For the actor, having his family on the set of the film on the first day is still a beautiful memory.
“I think one of the memorable things for me is that since this was my first film as a producer, my uncle (Nasir Hussain), with whom I have worked as an AD (assistant director), was like my boss. I have learnt under him. He was a producer-director. My father (Tahir Hussain) has been a producer-director. So, that first day of shooting of ‘Lagaan’, when my uncle and aunt had arrived, my parents were there, my grandmother was there, (former wife) Reena’s parents were there. It was the first day that my parents and my uncle and aunt, who had seen me grow up as a child, were seeing me produce a film,” recalls the actor.

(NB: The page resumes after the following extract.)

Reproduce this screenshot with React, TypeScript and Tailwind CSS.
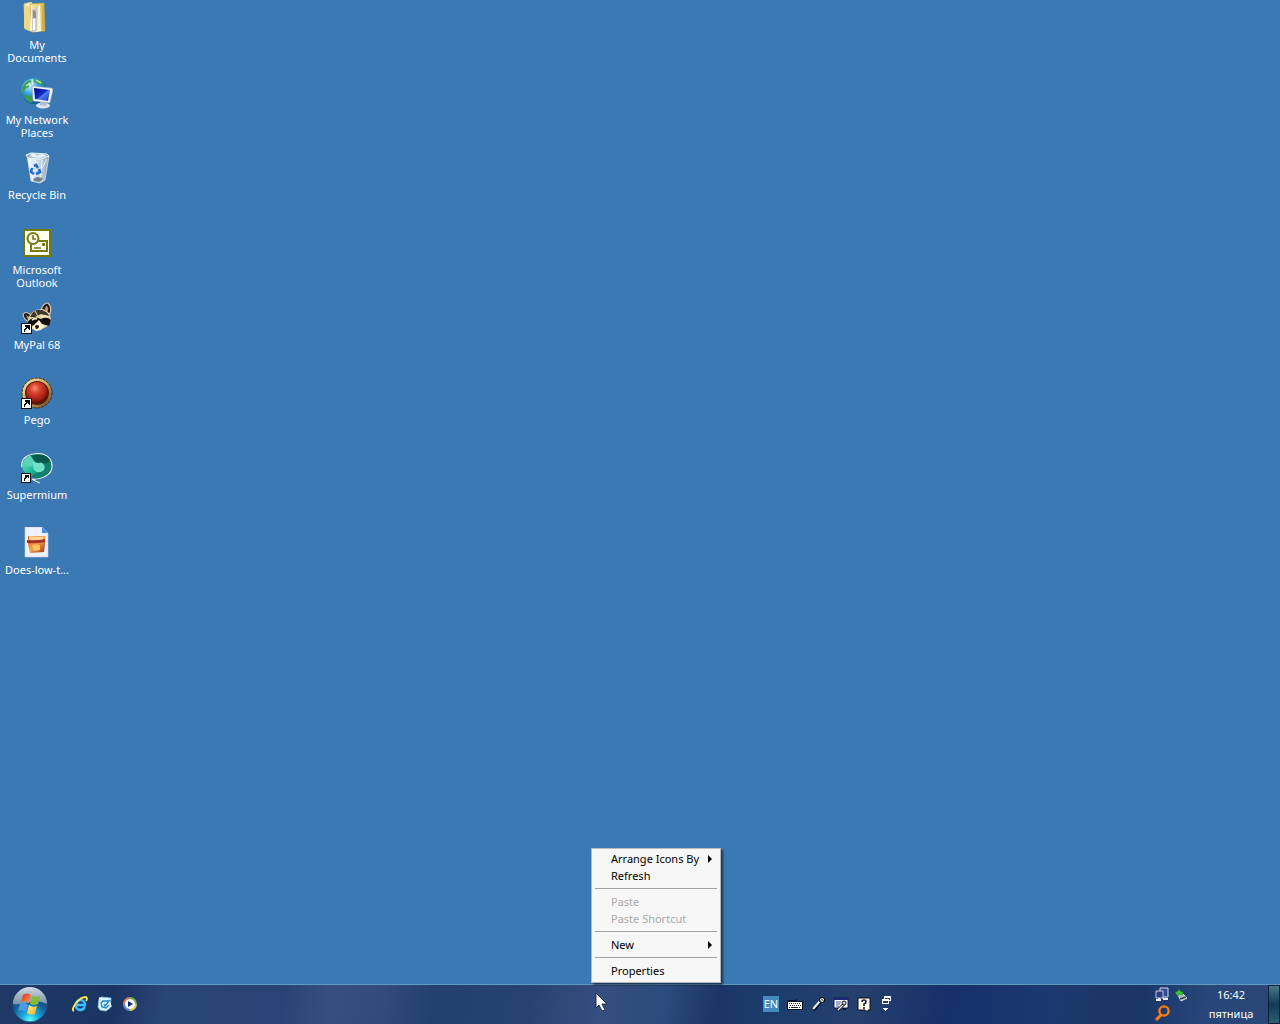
import React from 'react';

type IconProps = { className?: string };

const Shortcut = () => (
  <g shapeRendering="crispEdges">
    <path d="M0 21h11v11H0z" fill="#111" />
    <path d="M1 22h9v9H1z" fill="#fff" />
    <path d="M4 23h5v5H8v-1H7v-1H6v1H5v1H4v2H3v-3h1v-1h1v-1H4z" fill="#000" />
  </g>
);

const DocumentsIcon = () => (
  <svg width="32" height="32" viewBox="0 0 32 32" aria-hidden="true">
    <defs>
      <linearGradient id="docFolder" x1="0" x2="1">
        <stop offset="0" stopColor="#f9eeb0" />
        <stop offset="1" stopColor="#d9b950" />
      </linearGradient>
    </defs>
    <path d="M3 2l7-2 2 2v28l-8-3z" fill="#fff3bd" stroke="#d8bd6a" strokeWidth=".8" />
    <path d="M9 2l14-1 1 28-13 1z" fill="url(#docFolder)" stroke="#c3a248" strokeWidth=".7" />
    <path d="M10 5l6 2v23l-6-1z" fill="#f7f7f4" />
    <path d="M11 7q6-3 6 5l-1 17-5 1V12z" fill="#c9cac6" />
    <path d="M12 9q2-2 3 2v5h-3z" fill="#8f918f" />
    <path d="M13 17v11" stroke="#fff" strokeWidth="2.2" />
    <path d="M3 3l6 2v24l-6-3z" fill="#ecd887" />
    <path d="M17 5l2-3 1 27-4 1z" fill="#fcf5d4" />
    <path d="M21 3h2v25h-2z" fill="#c9a83e" opacity=".7" />
  </svg>
);

const NetworkIcon = () => (
  <svg width="32" height="32" viewBox="0 0 32 32" aria-hidden="true">
    <defs>
      <radialGradient id="netGlobe" cx=".35" cy=".3" r=".8">
        <stop offset="0" stopColor="#c3f0ff" />
        <stop offset=".4" stopColor="#35a1dc" />
        <stop offset="1" stopColor="#084780" />
      </radialGradient>
      <linearGradient id="netScreen" x1="0" x2="1" y2="1">
        <stop offset="0" stopColor="#00057d" />
        <stop offset=".5" stopColor="#1730c9" />
        <stop offset=".55" stopColor="#4e7cf0" />
        <stop offset="1" stopColor="#1634b8" />
      </linearGradient>
    </defs>
    <circle cx="13" cy="14" r="13" fill="url(#netGlobe)" />
    <path d="M2 9q3-5 7-6l1 2-3 2 1 3-4 2-1 4-2-1zM15 2q6 1 8 5l-4 1-3-2-3-1zM5 18l4 1 3 4-2 3q-5-2-7-7z" fill="#3fa04a" />
    <path d="M5 9l4-3M15 3l5 3M11 2l1 6" stroke="#d5f5c0" strokeWidth="1.2" />
    <ellipse cx="22" cy="28.5" rx="7" ry="3" fill="#dce4ec" />
    <path d="M19 24l7 1-1 4-6-1z" fill="#aebdce" />
    <path d="M11 9l20 2 1 2-3 13-17-2z" fill="#eef3f8" stroke="#8a9bb3" strokeWidth=".6" />
    <path d="M13 11l16 2-2 11-13-2z" fill="url(#netScreen)" />
  </svg>
);

const RecycleIcon = () => (
  <svg width="32" height="32" viewBox="0 0 32 32" aria-hidden="true">
    <defs>
      <linearGradient id="bin" x1="0" x2="1">
        <stop offset="0" stopColor="#f4fbff" />
        <stop offset=".55" stopColor="#c6d9e7" />
        <stop offset="1" stopColor="#8ca5b5" />
      </linearGradient>
    </defs>
    <path d="M6 3l22 1-4 24-5 3-9-2z" fill="url(#bin)" stroke="#dcecf5" strokeWidth=".7" />
    <path d="M5 3l5-2 16 1 2 2-8 3-13-1z" fill="#9bb4c4" stroke="#f4faff" />
    <path d="M9 3l3-2 4 2 5-1 5 2-7 2-8-1z" fill="#e6f0f5" />
    <path d="M8 8l4 20M21 8l-2 22M14 8l2 7M26 7l-5 9" stroke="#fff" strokeWidth=".8" />
    <path d="M13 14l2-1 2 3M11 16l-1 4 3 2M18 17l1 3-4 2" fill="none" stroke="#286cc6" strokeWidth="2.6" />
    <path d="M12 27l4-2 6 1-3 4-6-1z" fill="#777f80" />
  </svg>
);

const OutlookIcon = () => (
  <svg width="32" height="32" viewBox="0 0 32 32" aria-hidden="true">
    <path d="M2 2h28v28H2z" fill="#747900" />
    <path d="M4 4h24v24H4z" fill="#fffff4" />
    <path d="M10 14h16v10H10z" fill="#fffff4" stroke="#777b10" strokeWidth="2" />
    <path d="M13 21h7" stroke="#777b10" strokeWidth="1.6" />
    <path d="M21 16h3v3h-3z" fill="#777b10" />
    <circle cx="12" cy="11.5" r="5.5" fill="#fffff4" stroke="#777b10" strokeWidth="2" />
    <path d="M12 8v4h3" fill="none" stroke="#777b10" strokeWidth="1.6" />
  </svg>
);

const MyPalIcon = () => (
  <svg width="32" height="32" viewBox="0 0 32 32" aria-hidden="true">
    <path d="M20 8Q22 1 27 1q4 4 2 11zM10 13Q4 8 2 13q1 5 7 7z" fill="#241d17" stroke="#d7c59e" strokeWidth="1.2" />
    <path d="M24 8q0-4 2-4 2 2 0 7zM5 13l5 3-3 2z" fill="#b49c7a" />
    <path d="M7 17Q11 6 22 7q8 3 8 11-1 7-10 9-8 3-12-3z" fill="#e3d0a2" />
    <path d="M9 15Q13 6 21 8q6 2 7 6l-8-2-6 3z" fill="#40362a" />
    <path d="M7 20q4-6 10-4l3 1q6-3 10 1l-2 6-7-2-4 4-4-3-6 3z" fill="#110f0e" />
    <path d="M14 22l4-4 3 4 3 2-4 4-5 1-4-3z" fill="#fff2cf" />
    <path d="M14 24q2-2 4 0 0 3-3 3z" fill="#171311" />
    <path d="M11 18q3-2 5-1M20 15q4-2 7 0" stroke="#f6e8c4" strokeWidth="1.6" fill="none" />
    <path d="M14 9l3 5" stroke="#d7bd87" strokeWidth="1.2" />
    <Shortcut />
  </svg>
);

const PegoIcon = () => (
  <svg width="32" height="32" viewBox="0 0 32 32" aria-hidden="true">
    <defs>
      <radialGradient id="pego" cx=".4" cy=".3" r=".7">
        <stop offset="0" stopColor="#f58a70" />
        <stop offset=".35" stopColor="#d8402c" />
        <stop offset=".8" stopColor="#a11e14" />
        <stop offset="1" stopColor="#5b0c06" />
      </radialGradient>
      <linearGradient id="pegoRim" x1="0" y1="0" x2="1" y2="1">
        <stop offset="0" stopColor="#ffe9b0" />
        <stop offset=".55" stopColor="#c99d5a" />
        <stop offset="1" stopColor="#5a3616" />
      </linearGradient>
    </defs>
    <circle cx="16" cy="16" r="15" fill="url(#pegoRim)" stroke="#462e16" strokeWidth="1" strokeDasharray="3 1" />
    <circle cx="16" cy="16" r="12" fill="#522009" />
    <circle cx="16" cy="15.5" r="10.6" fill="url(#pego)" />
    <Shortcut />
  </svg>
);

const SupermiumIcon = () => (
  <svg width="34" height="33" viewBox="0 0 34 33" aria-hidden="true">
    <defs>
      <linearGradient id="superA" x1="0" x2="1" y2="1">
        <stop offset="0" stopColor="#83eed7" />
        <stop offset=".6" stopColor="#20b798" />
        <stop offset="1" stopColor="#087763" />
      </linearGradient>
    </defs>
    <path d="M1 15C-1 4 11-1 23 1q10 3 10 13c0 9-10 14-21 14l8 4" fill="#167b68" stroke="#fff" strokeWidth="1.1" />
    <path d="M1 12Q4 4 10 3l4 7q3 3 9 2 3 5-1 9-9 6-16 1-5-3-5-10z" fill="url(#superA)" />
    <path d="M2 10Q6 3 10 3l4 6-3 5-8 1z" fill="#5bd3b9" />
    <path d="M12 3q14-4 19 5-4 5-10 2-6 2-9-7z" fill="#0a594f" />
    <path d="M13 8q3 4 8 2 5 2 4 7-3 5-9 3-5-4-3-12z" fill="#6fe3c8" />
    <path d="M17 21q11-1 14-9 0 10-13 15l-6-3z" fill="#15806c" />
    <Shortcut />
  </svg>
);

const ImageFileIcon = () => (
  <svg width="32" height="32" viewBox="0 0 32 32" aria-hidden="true">
    <defs>
      <linearGradient id="bucket" x1="0" x2="1" y2="1">
        <stop offset="0" stopColor="#e65a25" />
        <stop offset=".5" stopColor="#f4a449" />
        <stop offset="1" stopColor="#a02c1c" />
      </linearGradient>
    </defs>
    <path d="M4 0h17l6 6v24H4z" fill="#eef1ff" stroke="#c4cbe0" strokeWidth=".6" />
    <path d="M21 0l6 6h-6z" fill="#478bed" />
    <path d="M7 9h17v8l-1 8-14 1-2-9z" fill="url(#bucket)" />
    <path d="M8 9l14 1v3l-12 1-2-2z" fill="#ffd296" />
    <path d="M6 13q10 1 18-1v3q-9 2-18 1z" fill="#a5302a" />
    <path d="M11 18h8v5l-6 1z" fill="#ffc15d" />
  </svg>
);

const desktopItems = [
  { lines: ['My', 'Documents'], Icon: DocumentsIcon },
  { lines: ['My Network', 'Places'], Icon: NetworkIcon },
  { lines: ['Recycle Bin'], Icon: RecycleIcon },
  { lines: ['Microsoft', 'Outlook'], Icon: OutlookIcon },
  { lines: ['MyPal 68'], Icon: MyPalIcon },
  { lines: ['Pego'], Icon: PegoIcon },
  { lines: ['Supermium'], Icon: SupermiumIcon },
  { lines: ['Does-low-t...'], Icon: ImageFileIcon },
];

function MenuItem({ label, disabled, submenu }: { label: string; disabled?: boolean; submenu?: boolean }) {
  return (
    <button
      type="button"
      role="menuitem"
      disabled={disabled}
      aria-haspopup={submenu ? 'menu' : undefined}
      className="flex h-[17px] w-full items-center justify-between pr-2 pl-[19px] text-left whitespace-nowrap text-black disabled:text-[#a9a9a9]"
    >
      <span>{label}</span>
      {submenu && (
        <svg width="4" height="8" viewBox="0 0 4 8" aria-hidden="true">
          <path d="M0 0l4 4-4 4z" />
        </svg>
      )}
    </button>
  );
}

const Separator = () => <div role="separator" className="mx-[3px] my-1 h-px bg-[#a0a0a0]" />;

function ContextMenu() {
  return (
    <div
      role="menu"
      className="absolute bottom-[41px] left-[591px] w-[130px] border border-[#b9b9b9] bg-[#f7f7f7] pt-px pb-[3px] shadow-[2px_2px_2px_rgba(0,0,0,0.55)]"
    >
      <MenuItem label="Arrange Icons By" submenu />
      <MenuItem label="Refresh" />
      <Separator />
      <MenuItem label="Paste" disabled />
      <MenuItem label="Paste Shortcut" disabled />
      <Separator />
      <MenuItem label="New" submenu />
      <Separator />
      <MenuItem label="Properties" />
    </div>
  );
}

const StartOrb = () => (
  <svg width="36" height="36" viewBox="0 0 36 36" aria-hidden="true">
    <defs>
      <radialGradient id="orb" cx=".5" cy=".95" r=".85">
        <stop offset="0" stopColor="#5fffff" />
        <stop offset=".3" stopColor="#18a9d8" />
        <stop offset=".65" stopColor="#145b96" />
        <stop offset="1" stopColor="#234c75" />
      </radialGradient>
      <linearGradient id="orbGloss" x2="0" y2="1">
        <stop offset="0" stopColor="#dce5eb" />
        <stop offset="1" stopColor="#8297a8" />
      </linearGradient>
      <linearGradient id="flagRed" x2="1" y2="1">
        <stop offset="0" stopColor="#d92e16" />
        <stop offset="1" stopColor="#ff9c55" />
      </linearGradient>
      <linearGradient id="flagYellow" x2="1" y2="1">
        <stop offset="0" stopColor="#fff3a0" />
        <stop offset="1" stopColor="#f4aa10" />
      </linearGradient>
    </defs>
    <circle cx="18" cy="18" r="17" fill="url(#orb)" stroke="#274e78" strokeWidth="1" />
    <path d="M1 17a17 17 0 0 1 34 0q-8-4-17-2-9 3-17 2z" fill="url(#orbGloss)" opacity=".92" />
    <path d="M11 8q4-3 8 0l-2 8q-4-3-8-1z" fill="url(#flagRed)" />
    <path d="M20 9q4 2 8 0l-2 8q-4 2-8 0z" fill="#83bd35" />
    <path d="M8 17q4-3 8 1l-2 7q-4-3-8-1z" fill="#4a9be5" />
    <path d="M17 18q4 3 8 1l-2 8q-4 2-8-1z" fill="url(#flagYellow)" />
  </svg>
);

const BrowserIcon = () => (
  <svg width="16" height="16" viewBox="0 0 16 16" aria-hidden="true">
    <path d="M13 11q-2 3-5 3-5-1-4-6 1-4 5-4 4 1 4 5H5" fill="none" stroke="#104c9a" strokeWidth="3.5" />
    <path d="M13 11q-2 3-5 3-5-1-4-6 1-4 5-4 4 1 4 5H5" fill="none" stroke="#42bdf5" strokeWidth="2.3" />
    <path d="M2 15Q-1 14 4 7q5-6 10-6 2 1 0 4" fill="none" stroke="#ffe84d" strokeWidth="1.8" />
  </svg>
);

const MailIcon = () => (
  <svg width="16" height="16" viewBox="0 0 16 16" aria-hidden="true">
    <path d="M4 1l10 1-1 10-4 3-6-1-2-3 1-8z" fill="#d9f5ff" stroke="#8cc4e8" strokeWidth=".8" />
    <path d="M12 5H6L4 7l1 4 4 1 3-3M7 8l1 2 5-6" fill="none" stroke="#2387c3" strokeWidth="1.3" />
    <path d="M2 2l3 1M13 7l1 4" stroke="#fff" strokeWidth="1.5" />
  </svg>
);

const PlayerIcon = () => (
  <svg width="16" height="16" viewBox="0 0 16 16" fill="none" aria-hidden="true">
    <circle cx="8" cy="8" r="5.5" fill="#f4f7ff" />
    <path d="M2 8a6 6 0 0 1 6-6" stroke="#e87a50" strokeWidth="2" />
    <path d="M8 2a6 6 0 0 1 6 6" stroke="#82aa53" strokeWidth="2" />
    <path d="M14 8a6 6 0 0 1-6 6" stroke="#e0c763" strokeWidth="2" />
    <path d="M8 14a6 6 0 0 1-6-6" stroke="#638bc7" strokeWidth="2" />
    <path d="M6 5l5 3-5 3z" fill="#172775" />
  </svg>
);

const KeyboardIcon = () => (
  <svg width="16" height="16" viewBox="0 0 16 16" aria-hidden="true" shapeRendering="crispEdges">
    <path d="M1 6V4h8V3" fill="none" stroke="#02102f" />
    <path d="M0 5h16v9H0z" fill="#071020" />
    <path d="M1 6h14v7H1z" fill="#fff" />
    <path d="M2 7h1v1H2zM4 7h1v1H4zM6 7h1v1H6zM8 7h1v1H8zM10 7h1v1h-1zM12 7h1v1h-1zM3 9h1v1H3zM5 9h1v1H5zM7 9h1v1H7zM9 9h1v1H9zM11 9h1v1h-1zM13 9h1v1h-1zM2 11h1v1H2zM4 11h7v1H4zM12 11h1v1h-1z" fill="#222" />
  </svg>
);

const MicIcon = () => (
  <svg width="16" height="16" viewBox="0 0 16 16" aria-hidden="true">
    <path d="M3 14l8-9" stroke="#040c1b" strokeWidth="4" />
    <path d="M3 13l7-8" stroke="#d9edf1" strokeWidth="2.2" />
    <circle cx="12" cy="4" r="2.7" fill="#7d9292" stroke="#111" />
    <path d="M10 3l3 3M12 2l2 2" stroke="#fff" strokeWidth=".8" />
  </svg>
);

const ToolsIcon = () => (
  <svg width="16" height="16" viewBox="0 0 16 16" aria-hidden="true">
    <path d="M1 2h14v10H1z" fill="#fff" stroke="#101958" />
    <path d="M1 2h14v2H1z" fill="#202779" />
    <path d="M3 6h5M3 8h4M3 10h3" stroke="#4e5681" />
    <path d="M5 14l6-6" stroke="#111" strokeWidth="3" />
    <path d="M5 14l6-6" stroke="#fff" strokeWidth="1.2" />
    <circle cx="11" cy="7" r="2" fill="#cfd6da" stroke="#111" />
    <path d="M10 13h3" stroke="#05070b" strokeWidth="1.5" />
  </svg>
);

const HelpIcon = () => (
  <svg width="16" height="16" viewBox="0 0 16 16" aria-hidden="true">
    <path d="M2 2h12v12h-2v2l-3-2H2z" fill="#fffde0" stroke="#090e1d" />
    <path d="M6 6q0-2 2-2t2 2q0 1-2 2v2M8 11v2" fill="none" stroke="#1c1a55" strokeWidth="1.7" />
  </svg>
);

const languageTools = [
  { label: 'Keyboard', Icon: KeyboardIcon },
  { label: 'Microphone', Icon: MicIcon },
  { label: 'Speech tools', Icon: ToolsIcon },
  { label: 'Help', Icon: HelpIcon },
];

const quickLaunch = [
  { label: 'Internet Explorer', Icon: BrowserIcon },
  { label: 'Outlook Express', Icon: MailIcon },
  { label: 'Media Player', Icon: PlayerIcon },
];

const NetworkTray = () => (
  <svg width="16" height="16" viewBox="0 0 16 16" aria-hidden="true">
    <path d="M6 1h8v9H6z" fill="#334a8d" stroke="#d4d9ed" />
    <path d="M2 4h7v7H2z" fill="#2b3d80" stroke="#c3cae8" />
    <path d="M2 13h5M9 12h5M5 11v2" stroke="#e5e9f6" strokeWidth="2" />
  </svg>
);

const SafeRemoveIcon = () => (
  <svg width="16" height="16" viewBox="0 0 16 16" aria-hidden="true">
    <path d="M5 8l5-1 4 4-6 3z" fill="#aab7b6" stroke="#dce5df" />
    <path d="M7 12l6-2" stroke="#34454b" strokeWidth="1.5" />
    <path d="M2 6l5-4v2l3 1-1 3-3-1-1 2z" fill="#39c82b" stroke="#14701c" strokeWidth=".6" />
  </svg>
);

const SearchTray = () => (
  <svg width="16" height="16" viewBox="0 0 16 16" aria-hidden="true">
    <circle cx="10" cy="6" r="4.6" fill="none" stroke="#ff7d0c" strokeWidth="2.3" />
    <path d="M7 10l-5 5" stroke="#ff7d0c" strokeWidth="3" />
  </svg>
);

const Cursor = ({ className }: IconProps) => (
  <svg className={className} width="13" height="20" viewBox="0 0 13 20" aria-hidden="true">
    <path d="M1 1v15l3-3 3 6 3-1-3-6h5z" fill="#fff" stroke="#17243e" strokeWidth=".9" />
  </svg>
);

function Taskbar() {
  return (
    <footer className="flex h-10 shrink-0 items-center border-t border-[#629abe] bg-[linear-gradient(100deg,#203a68_0%,#1a3462_9%,#294678_13%,#284377_22%,#344f80_26%,#304b7c_30%,#22406d_34%,#26436f_41%,#344f80_47%,#2b4a7d_52%,#1c3568_56%,#1b3c6e_60%,#25406d_67%,#15306a_74%,#1b3971_82%,#1b3765_86%,#1a3669_89%,#27467a_94%,#2b4778_100%)] text-white">
      <button type="button" aria-label="Start" className="ml-3 shrink-0">
        <StartOrb />
      </button>
      <nav aria-label="Quick launch" className="mb-[2px] ml-6 flex gap-[9px]">
        {quickLaunch.map(({ label, Icon }) => (
          <button key={label} type="button" aria-label={label}>
            <Icon />
          </button>
        ))}
      </nav>
      <div className="mb-[2px] ml-auto flex items-center">
        <button type="button" className="flex h-4 w-4 items-center justify-center bg-[#4689bd]">
          EN
        </button>
        <div className="ml-2 flex gap-[7px]">
          {languageTools.map(({ label, Icon }) => (
            <button key={label} type="button" aria-label={label}>
              <Icon />
            </button>
          ))}
        </div>
        <button type="button" aria-label="Language bar options" className="ml-[10px]">
          <svg width="9" height="16" viewBox="0 0 9 16" aria-hidden="true" shapeRendering="crispEdges">
            <path d="M2 0h7v5H7V4h1V2H3v1H2z" fill="#fff" />
            <path d="M0 3h7v5H0zM1 5v2h5V5z" fill="#fff" fillRule="evenodd" />
            <path d="M1 12h5v1H5v1H4v1H3v-1H2v-1H1z" fill="#fff" />
          </svg>
        </button>
      </div>
      <div className="mb-[2px] ml-[263px] grid w-9 grid-cols-2 gap-[2px]">
        <button type="button" aria-label="Network">
          <NetworkTray />
        </button>
        <button type="button" aria-label="Safely remove hardware">
          <SafeRemoveIcon />
        </button>
        <button type="button" aria-label="Search">
          <SearchTray />
        </button>
      </div>
      <button type="button" className="mb-[2px] flex w-[78px] flex-col items-center pl-1 leading-[19px]">
        <span>16:42</span>
        <span>пятница</span>
      </button>
      <button
        type="button"
        aria-label="Show desktop"
        className="h-full w-3 border border-[#0b1f38] bg-linear-to-b from-[#48798a] via-[#123954] to-[#2b6074]"
      />
    </footer>
  );
}

export default function App() {
  return (
    <div className="relative flex h-screen w-full flex-col overflow-hidden bg-[#3b79b5] font-['Noto_Sans','Open_Sans',sans-serif] text-[11px] leading-[13px]">
      <main className="flex-1">
        <ul className="flex w-[74px] flex-col">
          {desktopItems.map(({ lines, Icon }) => (
            <li key={lines.join(' ')} className="h-[75px]">
              <button type="button" className="flex w-full flex-col items-center pt-[2px] text-white">
                <span className="flex h-8 w-8 justify-center">
                  <Icon />
                </span>
                <span className="mt-1 whitespace-nowrap">
                  {lines.map((line) => (
                    <span key={line} className="block">
                      {line}
                    </span>
                  ))}
                </span>
              </button>
            </li>
          ))}
        </ul>
      </main>
      <Taskbar />
      <ContextMenu />
      <Cursor className="absolute bottom-3 left-[595px]" />
    </div>
  );
}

He adds: “They came to set, they saw the whole village. We had built the village, we had built the temple on the hill and behind the temple, which you never see in the film because it is on the other side of the village, we had built a huge 10,000 square-foot area for the production site. Costume rooms, lunch rooms — so there was massive space at the back. So, it was a very important moment for me to see my parents, uncle and aunt come to set, look at it and realise that now I have become a producer.”
Aamir says he did not expect the kind of response the film garnered post release. The reaction to the climactic cricket match in the story, which occupies the last hour of the film, was a pleasant surprise, too. “People in the theatres in the last one hour used to convert it into a stadium. The audience would shout, ‘Bhuvan! Bhuvan!’ We didn’t expect this kind of a response. It was a dream response,” he sums up.